A batch of 2,800 declassified documents includes a memo from the Central Intelligence Agency (CIA) to the director of the Federal Bureau of Investigation (FBI), dated November 26, 1963, about a call received by the Cambridge News on November 22, the day Kennedy was killed in Dallas, Texas.
The memo from deputy CIA director James Angleton says the caller said that “the Cambridge News reporter should call the American Embassy in London for some big news, and then hung up.”
The memo says Britain’s MI5 intelligence service calculated that the call came 25 minutes before Kennedy was shot.
It said the reporter who took the call “is known to them as a sound and loyal person with no security record”.
The memo was released by the US National Archives in July but went unreported. It is also among a batch of files declassified in the US, on Thursday.
Anna Savva, a current Cambridge News reporter, said on Friday that the paper has no record of the incident.

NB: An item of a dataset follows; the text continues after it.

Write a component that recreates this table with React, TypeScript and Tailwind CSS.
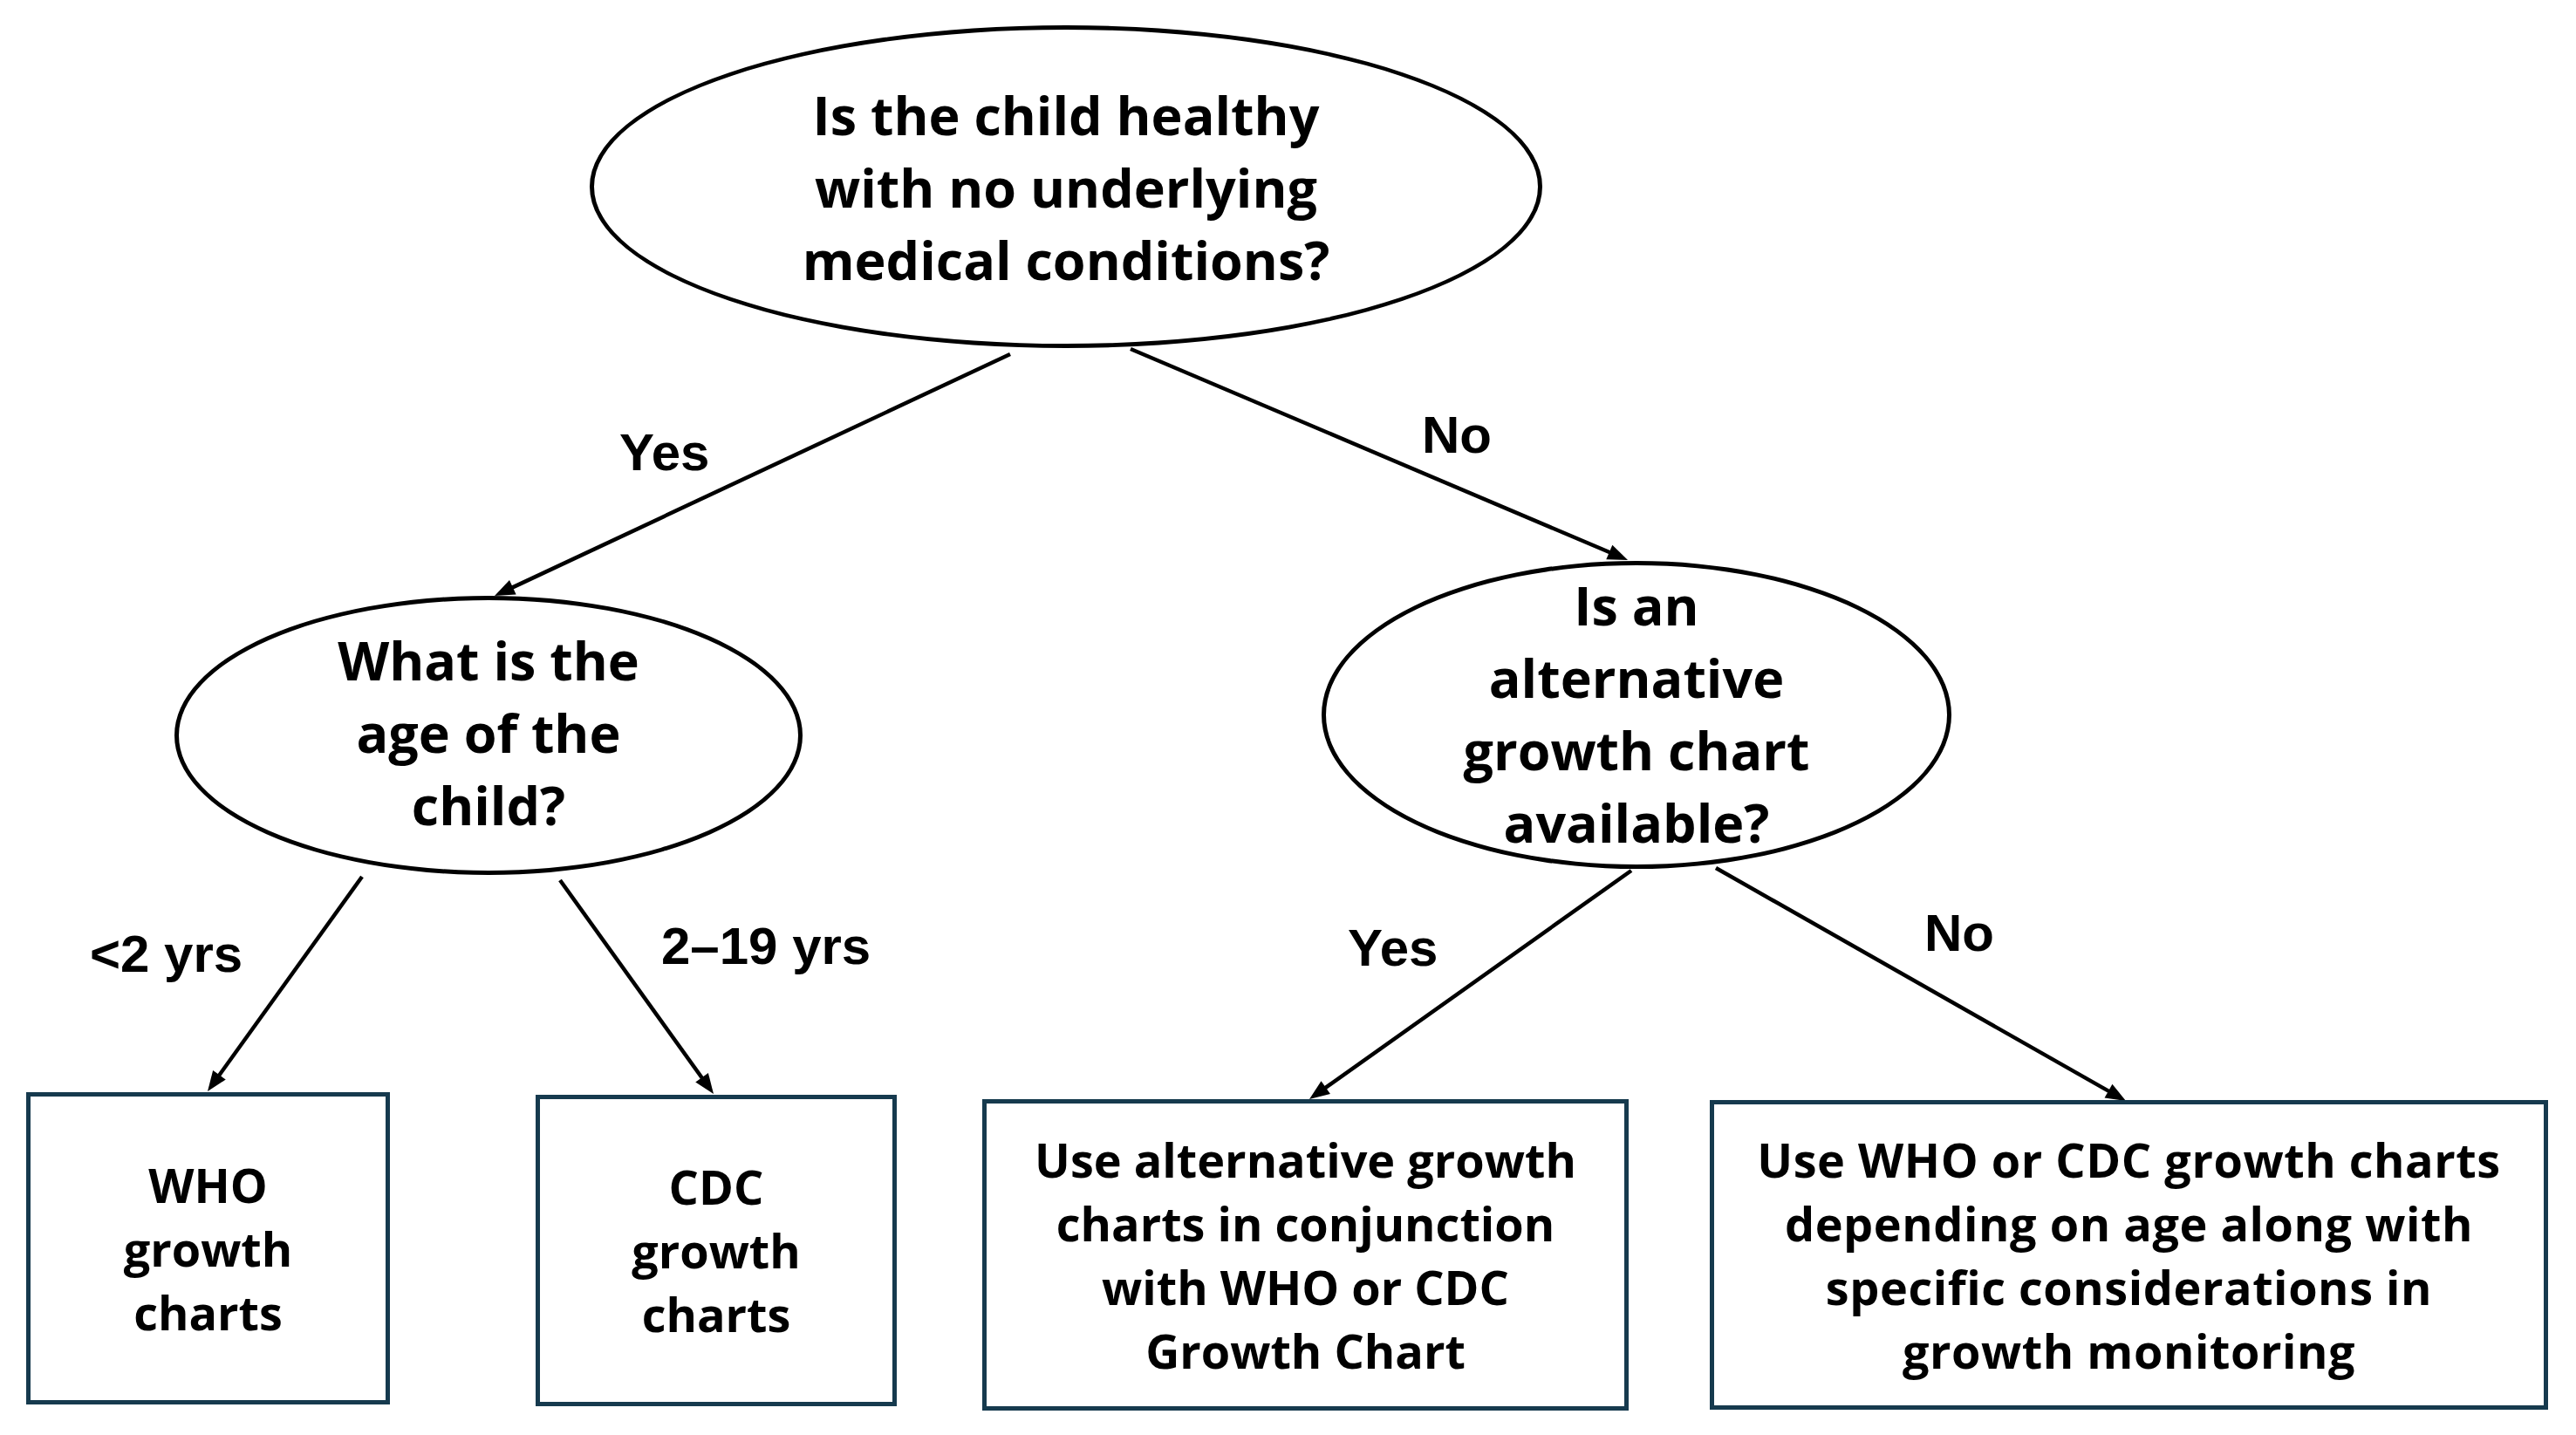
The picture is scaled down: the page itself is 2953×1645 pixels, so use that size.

“We have nothing in our archive — we have nobody here who knows the name of the person who took the call,” she said.
It’s unclear whether the call was merely a prank and the timing coincidental. The CIA memo says that several people in Britain had received similar anonymous phone calls “of a strangely coincidental nature” over the preceding year, “particularly in connection with the case of Dr Ward.”
That is an apparent reference to osteopath Stephen Ward, a key figure in the “Profumo affair”, a sex-and-espionage scandal that almost toppled the British government in 1963.